Poems of Ambrose Bierce
edited and introduced by M. E. Grenander.
University of Nebraska, 240 pages, $35.00.
Ambrose, nicknamed Bitter, Bierce did not consider himself
a poet, and, Ms. Grenander's appreciative introduction notwithstanding, he was right. He was,
however, an adroit writer of satirical verses savaging "railrogues,"
hypocritical priests and patriots, devious lawyers, and crooked politicians.
(Like his contemporary Mark Twain, he would have considered that last adjective
redundant.) He foresaw a time when
"Red-handed murder rioted; and there
The people gathered gold, nor cared to loose
The assassin's fingers from the victim's throat,
But said, each in his vile pursuit engrossed:
'Am I my brother's keeper?
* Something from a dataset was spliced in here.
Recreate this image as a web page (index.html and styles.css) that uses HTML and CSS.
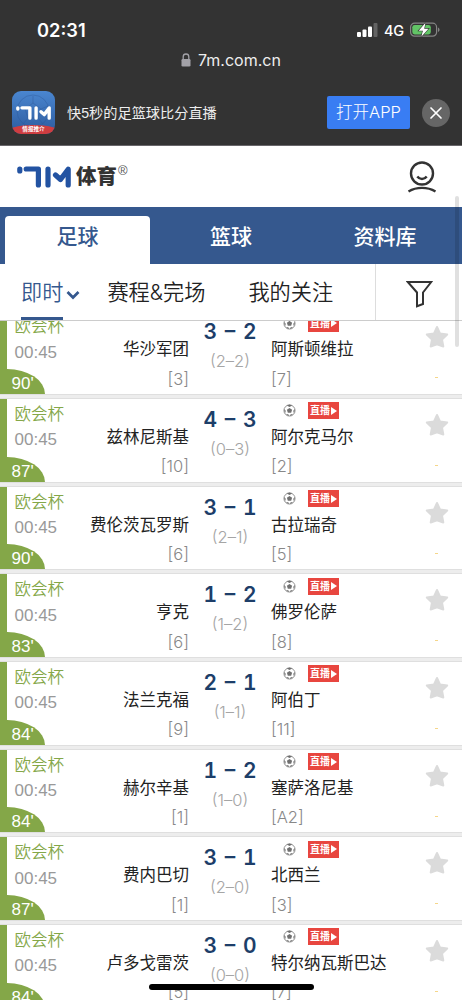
FILE: index.html
```html
<!DOCTYPE html>
<html lang="zh-CN">
<head>
    <meta charset="UTF-8">
    <meta name="viewport" content="width=device-width, initial-scale=1.0">
    <title>7M体育</title>
    <link rel="stylesheet" href="styles.css">
</head>
<body>
    <svg class="sprite">
        <symbol id="ball" viewBox="0 0 14 14">
            <circle cx="7" cy="7" r="6" fill="#fff" stroke="#8a8a8a" stroke-width="1"/>
            <path d="M7 4.200l2.800 2-1 3.100H5.200l-1-3.100zM4 1.500L7 3.200l3-1.700-3-1zM1 5.500l2 1.700-.8 3zM13 5.500l-2 1.700.8 3zM3.200 11.500l2.300-.6 1.200 2zM10.800 11.500l-2.300-.6-1.200 2z" fill="#707070"/>
        </symbol>
        <symbol id="star" viewBox="0 0 24 24">
            <path d="M12 2l3 6.500 7.200 1-5.200 5 1.300 7-6.300-2.300-6.300 2.300 1.300-7-5.200-5 7.200-1z" fill="#dbdbdb" stroke="#dbdbdb" stroke-width="2" stroke-linejoin="round"/>
        </symbol>
        <symbol id="logo" viewBox="0 0 54 22">
            <path d="M2.800 3v2M9.200 3h12.200v16M31 3v16M38.500 9l5 4.500 7.700-10.300v15.800" fill="none" stroke="currentColor" stroke-width="5.200" stroke-linecap="round" stroke-linejoin="round"/>
        </symbol>
    </svg>

    <div class="page">
        <header class="browser">
            <div class="status">
                <span class="clock">02:31</span>
                <div class="status-icons">
                    <svg width="21" height="14" viewBox="0 0 21 14">
                        <rect x="0" y="9" width="4" height="5" rx="1" fill="#fff"/>
                        <rect x="5.500" y="6.500" width="4" height="7.500" rx="1" fill="#fff"/>
                        <rect x="11" y="3.500" width="4" height="10.500" rx="1" fill="#fff"/>
                        <rect x="16.500" y="0" width="4" height="14" rx="1" fill="#636363"/>
                    </svg>
                    <span class="network">4G</span>
                    <svg width="30" height="16" viewBox="0 0 30 16">
                        <rect x=".6" y="1.200" width="26" height="13" rx="4" fill="none" stroke="#858585" stroke-width="1.200"/>
                        <rect x="2.300" y="2.900" width="18.500" height="9.600" rx="2.400" fill="#62c466"/>
                        <path d="M28 5.500c2 .8 2 3.700 0 4.500z" fill="#858585"/>
                        <path d="M15.500.8L8.700 8.700h4.200l-1.600 6 7.200-8h-4.300z" fill="#fff" stroke="#333" stroke-width="1.200" paint-order="stroke"/>
                    </svg>
                </div>
            </div>
            <div class="address">
                <svg width="10" height="14" viewBox="0 0 10 14">
                    <path d="M2.200 7V3.800a2.800 2.800 0 0 1 5.600 0V7" fill="none" stroke="#a3a2a8" stroke-width="1.300"/>
                    <rect x=".5" y="6" width="9" height="7.500" rx="1.300" fill="#a3a2a8"/>
                </svg>
                <span>7m.com.cn</span>
            </div>
            <div class="banner">
                <div class="app-icon">
                    <svg class="app-ball" viewBox="0 0 43 43">
                        <circle cx="21" cy="20" r="16"/>
                        <path d="M21 12l8 6-3 9H16l-3-9zM21 12V5M29 18l7-3M26 27l5 6M16 27l-5 6M13 18l-7-3"/>
                    </svg>
                    <svg class="app-logo"><use href="#logo"/></svg>
                    <span class="app-label">情报推介</span>
                </div>
                <p class="banner-text">快5秒的足篮球比分直播</p>
                <a class="open-app">打开APP</a>
                <svg class="close" width="28" height="28" viewBox="0 0 28 28">
                    <circle cx="14" cy="14" r="14" fill="#666"/>
                    <path d="M9 9l10 10M19 9L9 19" stroke="#fff" stroke-width="1.700" stroke-linecap="round"/>
                </svg>
            </div>
        </header>

        <div class="topbar">
            <div class="brand">
                <svg class="brand-logo"><use href="#logo"/></svg>
                <span class="brand-name">体育</span>
                <span class="brand-mark">®</span>
            </div>
            <svg class="user" width="30" height="32" viewBox="0 0 30 32" fill="none" stroke="#333" stroke-width="2.400">
                <circle cx="15" cy="12.500" r="11"/>
                <path d="M10.300 15.500c2.400 3.300 7 3.300 9.400 0"/>
                <path d="M1.500 30.500c8-4.800 19-4.800 27 0"/>
            </svg>
        </div>

        <nav class="tabs">
            <a class="tab active">足球</a>
            <a class="tab">篮球</a>
            <a class="tab">资料库</a>
        </nav>

        <div class="subnav">
            <a class="sub current">即时</a>
            <svg class="chevron" width="14" height="10" viewBox="0 0 14 10"><path d="M1.500 2L7 7.500 12.500 2" fill="none" stroke="#35588e" stroke-width="2.700"/></svg>
            <a class="sub schedule">赛程&amp;完场</a>
            <a class="sub">我的关注</a>
            <div class="filter">
                <svg width="27" height="28" viewBox="0 0 27 28"><path d="M1.800 2h23.400l-8.200 10.500v11.500l-6 2.300V12.500z" fill="none" stroke="#333" stroke-width="2"/></svg>
            </div>
        </div>

        <main class="list">
            <div class="match">
                <div class="info"><span class="league">欧会杯</span><span class="time">00:45</span><span class="minute">90'</span></div>
                <div class="team home"><span class="name">华沙军团</span><span class="rank">[3]</span></div>
                <div class="result"><span class="score">3 – 2</span><span class="half">(2–2)</span></div>
                <div class="team"><div class="tags"><svg class="ball"><use href="#ball"/></svg><span class="live">直播</span></div><span class="name">阿斯顿维拉</span><span class="rank">[7]</span></div>
                <div class="fav"><svg class="star"><use href="#star"/></svg><span class="dash"></span></div>
            </div>
            <div class="match">
                <div class="info"><span class="league">欧会杯</span><span class="time">00:45</span><span class="minute">87'</span></div>
                <div class="team home"><span class="name">兹林尼斯基</span><span class="rank">[10]</span></div>
                <div class="result"><span class="score">4 – 3</span><span class="half">(0–3)</span></div>
                <div class="team"><div class="tags"><svg class="ball"><use href="#ball"/></svg><span class="live">直播</span></div><span class="name">阿尔克马尔</span><span class="rank">[2]</span></div>
                <div class="fav"><svg class="star"><use href="#star"/></svg><span class="dash"></span></div>
            </div>
            <div class="match">
                <div class="info"><span class="league">欧会杯</span><span class="time">00:45</span><span class="minute">90'</span></div>
                <div class="team home"><span class="name">费伦茨瓦罗斯</span><span class="rank">[6]</span></div>
                <div class="result"><span class="score">3 – 1</span><span class="half">(2–1)</span></div>
                <div class="team"><div class="tags"><svg class="ball"><use href="#ball"/></svg><span class="live">直播</span></div><span class="name">古拉瑞奇</span><span class="rank">[5]</span></div>
                <div class="fav"><svg class="star"><use href="#star"/></svg><span class="dash"></span></div>
            </div>
            <div class="match">
                <div class="info"><span class="league">欧会杯</span><span class="time">00:45</span><span class="minute">83'</span></div>
                <div class="team home"><span class="name">亨克</span><span class="rank">[6]</span></div>
                <div class="result"><span class="score">1 – 2</span><span class="half">(1–2)</span></div>
                <div class="team"><div class="tags"><svg class="ball"><use href="#ball"/></svg><span class="live">直播</span></div><span class="name">佛罗伦萨</span><span class="rank">[8]</span></div>
                <div class="fav"><svg class="star"><use href="#star"/></svg><span class="dash"></span></div>
            </div>
            <div class="match">
                <div class="info"><span class="league">欧会杯</span><span class="time">00:45</span><span class="minute">84'</span></div>
                <div class="team home"><span class="name">法兰克福</span><span class="rank">[9]</span></div>
                <div class="result"><span class="score">2 – 1</span><span class="half">(1–1)</span></div>
                <div class="team"><div class="tags"><svg class="ball"><use href="#ball"/></svg><span class="live">直播</span></div><span class="name">阿伯丁</span><span class="rank">[11]</span></div>
                <div class="fav"><svg class="star"><use href="#star"/></svg><span class="dash"></span></div>
            </div>
            <div class="match">
                <div class="info"><span class="league">欧会杯</span><span class="time">00:45</span><span class="minute">84'</span></div>
                <div class="team home"><span class="name">赫尔辛基</span><span class="rank">[1]</span></div>
                <div class="result"><span class="score">1 – 2</span><span class="half">(1–0)</span></div>
                <div class="team"><div class="tags"><svg class="ball"><use href="#ball"/></svg><span class="live">直播</span></div><span class="name">塞萨洛尼基</span><span class="rank">[A2]</span></div>
                <div class="fav"><svg class="star"><use href="#star"/></svg><span class="dash"></span></div>
            </div>
            <div class="match">
                <div class="info"><span class="league">欧会杯</span><span class="time">00:45</span><span class="minute">87'</span></div>
                <div class="team home"><span class="name">费内巴切</span><span class="rank">[1]</span></div>
                <div class="result"><span class="score">3 – 1</span><span class="half">(2–0)</span></div>
                <div class="team"><div class="tags"><svg class="ball"><use href="#ball"/></svg><span class="live">直播</span></div><span class="name">北西兰</span><span class="rank">[3]</span></div>
                <div class="fav"><svg class="star"><use href="#star"/></svg><span class="dash"></span></div>
            </div>
            <div class="match">
                <div class="info"><span class="league">欧会杯</span><span class="time">00:45</span><span class="minute">84'</span></div>
                <div class="team home"><span class="name">卢多戈雷茨</span><span class="rank">[5]</span></div>
                <div class="result"><span class="score">3 – 0</span><span class="half">(0–0)</span></div>
                <div class="team"><div class="tags"><svg class="ball"><use href="#ball"/></svg><span class="live">直播</span></div><span class="name">特尔纳瓦斯巴达</span><span class="rank">[7]</span></div>
                <div class="fav"><svg class="star"><use href="#star"/></svg><span class="dash"></span></div>
            </div>
        </main>

        <div class="scrollbar"></div>
        <div class="home-indicator"></div>
    </div>
</body>
</html>
```

FILE: styles.css
```css
* {
    box-sizing: border-box;
}

body {
    margin: 0;
    background-color: #fff;
    font-family: "Liberation Sans", "Noto Sans CJK SC", sans-serif;
    color: #222;
}

svg {
    display: block;
    flex: none;
}

.sprite {
    position: absolute;
    width: 0;
    height: 0;
}

.page {
    position: relative;
    width: 462px;
    height: 1000px;
    overflow: hidden;
    display: flex;
    flex-direction: column;
}

/* browser chrome */
.browser {
    height: 146px;
    flex: none;
    background-color: #333;
    border-bottom: 1px solid #68666a;
    color: #fff;
}

.status {
    height: 48px;
    padding: 12px 22px 0 37px;
    display: flex;
    justify-content: space-between;
    align-items: center;
    font-family: Inter, sans-serif;
}

.clock {
    font-size: 18.3px;
    font-weight: 600;
    line-height: 36px;
}

.status-icons {
    display: flex;
    align-items: center;
}

.network {
    width: 20px;
    margin: 0 6px;
    font-size: 14.5px;
    font-weight: 500;
    letter-spacing: -0.3px;
}

.address {
    height: 24px;
    display: flex;
    align-items: center;
    justify-content: center;
    gap: 7px;
    font-family: Inter, sans-serif;
    font-size: 16px;
    color: #eee;
}

.banner {
    height: 73px;
    padding: 8px 12px 0;
    display: flex;
    align-items: center;
}

.app-icon {
    position: relative;
    width: 43px;
    height: 43px;
    border-radius: 9px;
    overflow: hidden;
    background: linear-gradient(#4a86d0, #2d5b9e);
}

.app-ball {
    width: 43px;
    height: 43px;
    fill: none;
    stroke: #2c5899;
    stroke-opacity: 0.4;
}

.app-logo {
    position: absolute;
    left: 4px;
    top: 14px;
    width: 35px;
    height: 16px;
    color: #fff;
}

.app-label {
    position: absolute;
    left: -6px;
    top: 34px;
    width: 55px;
    height: 16px;
    border-radius: 50% 50% 0 0;
    background-color: #cf3d40;
    font-size: 5.6px;
    font-weight: 700;
    line-height: 9px;
    text-align: center;
}

.banner-text {
    margin: 0 0 2px 12px;
    flex: 1;
    font-size: 14.2px;
    color: #eee;
}

.open-app {
    width: 83px;
    height: 33px;
    border-radius: 2px;
    background-color: #397df3;
    font-family: Inter, "Noto Sans CJK SC", sans-serif;
    font-size: 16.5px;
    font-weight: 300;
    line-height: 32px;
    text-align: center;
}

.close {
    margin-left: 12px;
}

/* site header */
.topbar {
    height: 61px;
    flex: none;
    padding: 0 25px 0 17px;
    display: flex;
    justify-content: space-between;
    align-items: center;
}

.brand {
    display: flex;
    align-items: center;
}

.brand-logo {
    width: 54px;
    height: 22px;
    color: #2353a2;
}

.brand-name {
    margin-left: 5px;
    font-size: 20.5px;
    font-weight: 900;
    line-height: 22px;
    color: #333;
}

.brand-mark {
    align-self: flex-start;
    margin: -1px 0 0 1px;
    font-size: 13px;
    line-height: 12px;
    color: #555;
}

.tabs {
    height: 57px;
    flex: none;
    padding-left: 5px;
    display: flex;
    align-items: flex-end;
    background-color: #35588e;
}

.tab {
    width: 154px;
    height: 48px;
    font-size: 21px;
    font-weight: 500;
    line-height: 41px;
    text-align: center;
    color: #fff;
}

.tab.active {
    width: 145px;
    margin-right: 4px;
    border-radius: 4px 4px 0 0;
    background-color: #fff;
    color: #35588e;
}

.subnav {
    height: 57px;
    flex: none;
    padding-left: 21px;
    display: flex;
    align-items: center;
    border-bottom: 1px solid #ccc;
}

.sub {
    height: 56px;
    font-family: Inter, "Noto Sans CJK SC", sans-serif;
    font-size: 21.2px;
    font-weight: 350;
    line-height: 57px;
}

.current {
    border-bottom: 3px solid #35588e;
    color: #35588e;
}

.chevron {
    margin: 5px 0 0 3px;
}

.schedule {
    margin: 0 43px 0 27px;
}

.filter {
    width: 87px;
    height: 56px;
    margin-left: auto;
    padding-top: 3px;
    display: flex;
    align-items: center;
    justify-content: center;
    border-left: 1px solid #ddd;
}

/* match list */
.list {
    flex: 1;
    min-height: 0;
    overflow: hidden;
    background-color: #ededed;
}

.match {
    height: 82.67px;
    margin-bottom: 5px;
    display: grid;
    grid-template-columns: 68px 114px 82px 140px 51px;
    background-color: #fff;
    border-left: 7px solid #84a748;
    box-shadow: 0 0 0 1px #dfdfdf;
}

.match:first-child {
    margin-top: -9.7px;
}

.info {
    padding: 3px 0 0 7.5px;
    display: flex;
    flex-direction: column;
}

.league {
    font-size: 16.5px;
    font-weight: 350;
    line-height: 24px;
    color: #84a748;
}

.time {
    margin-top: 2.5px;
    font-size: 17px;
    line-height: 24px;
    color: #999;
}

.minute {
    width: 38px;
    height: 25px;
    margin: auto 0 0 -7.5px;
    padding-left: 4.5px;
    border-radius: 0 38px 0 0 / 0 25px 0 0;
    background-color: #84a748;
    font-size: 17px;
    line-height: 29px;
    color: #fff;
}

.team {
    padding-top: 26px;
    display: flex;
    flex-direction: column;
    white-space: nowrap;
}

.home {
    align-items: flex-end;
}

.name {
    font-size: 16.5px;
    line-height: 24px;
}

.rank {
    margin-top: 5.5px;
    font-family: Inter, sans-serif;
    font-size: 16.5px;
    font-weight: 300;
    line-height: 24px;
    color: #888;
}

.tags {
    height: 17px;
    margin: -22.5px 0 5.5px 12px;
    display: flex;
    align-items: center;
    gap: 12px;
}

.ball {
    width: 13px;
    height: 13px;
}

.live {
    width: 31px;
    height: 17px;
    padding-left: 2px;
    display: flex;
    align-items: center;
    background-color: #e8463f;
    font-size: 10px;
    font-weight: 700;
    line-height: 17px;
    color: #fff;
}

.live::after {
    content: "";
    margin-left: 1px;
    border-left: 6px solid #fff;
    border-top: 4px solid transparent;
    border-bottom: 4px solid transparent;
}

.result {
    padding-top: 8px;
    display: flex;
    flex-direction: column;
    align-items: center;
    white-space: nowrap;
}

.score {
    font-family: Inter, sans-serif;
    font-size: 21px;
    font-weight: 600;
    font-variant-numeric: tabular-nums;
    line-height: 26px;
    word-spacing: 2px;
    color: #1d3e69;
}

.half {
    margin-top: 4px;
    font-family: Inter, sans-serif;
    font-size: 16.5px;
    font-weight: 300;
    line-height: 24px;
    color: #a5a5a5;
}

.fav {
    padding-top: 14px;
    display: flex;
    flex-direction: column;
    align-items: center;
}

.star {
    width: 24px;
    height: 24px;
}

.dash {
    width: 3px;
    height: 1px;
    margin-top: 28px;
    background-color: #f5d68a;
}

.scrollbar {
    position: absolute;
    top: 196px;
    right: 3px;
    width: 4px;
    height: 151px;
    border-radius: 2px;
    background-color: rgba(0, 0, 0, 0.12);
}

.home-indicator {
    position: absolute;
    left: 149px;
    bottom: 10px;
    width: 165px;
    height: 6px;
    border-radius: 3px;
    background-color: #000;
}
```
Let the Law
Look to the matter.' But the Law did not."
Bierce fought for the Union at the start of his adult life, and the subsequent
rise of Jim Crowism led him to complain, "I know what uniform I wore-- / O,
that Iknew which side I fought for!" He died in Mexico, observing Pancho
Villa's forces in another civil war, after a lifetime of varied, cantankerous,
sharp-witted journalism. He wrote soundly--in prose--on literary matters;
several such pieces are usefully included in this collection. Ms. Grenander is
reasonable in requesting that Bierce be remembered for more than that
invaluable work The Devil's Dictionary.